In his account of the rise and rise of Vladimir Putin, Mark Galeotti reminds us that his subject’s passion is not chess but judo. He is an opportunist rather than a strategist who has no grand design beyond his ambition for ‘power and stability at home, recognition abroad’.

Putin grew up in St Petersburg (then Leningrad) in conditions we might call deprived. His KGB career was undistinguished, but he subsequently benefited hugely from the collapse of the old Soviet Union he sometimes seems to yearn for. However, his actions as president have not amounted to an attempt to revive communism or the Cold War. They are more ‘an angry, despairing scream… a last attempt to deny history, to pretend the age of Russian superpower is not over’.

He is a Russian patriot, part of whose appeal is that millions of Russians can look at him through the media he largely controls and feel that he’s fighting for them, that he’s on their side. His enormous personal wealth and the corruption that infests so many Russian institutions do not seem to count against him. Neither does the imposition of Western sanctions against Russia — they don’t touch him personally, they haven’t yet seriously hurt those on whose support he depends and most Russians see them as an example of the kind of Western hostility he is there to protect them from. He is ‘a nicer person than I am’, said Trump. His new National Guard is more than twice the size of Britain’s armed forces.
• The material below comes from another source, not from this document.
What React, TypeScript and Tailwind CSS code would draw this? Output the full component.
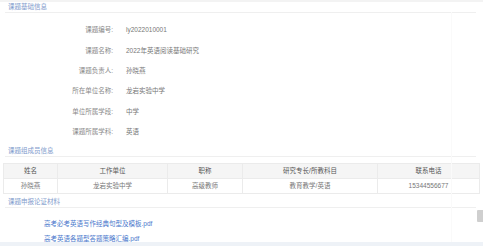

But he is 66. Can he afford to retire, to put himself, his family and wealth into the hands of unknown successors? His Soviet predecessors couldn’t. ‘The tragedy of modern Russia,’ says Galeotti, ‘is that the same is still true.’

As for what to do about Russia, neither author expects any early improvement in relations. Galeotti thinks it will take generations and Monaghan reckons any future UK strategy should assume ‘a deep-set negative atmosphere in Moscow’. Both reject Cold War analogies as misleading and both call for a combination of dialogue and deterrence. In other words, don’t give up, find common interests where you can, be watchful and be better informed. But don’t bet the farm on it.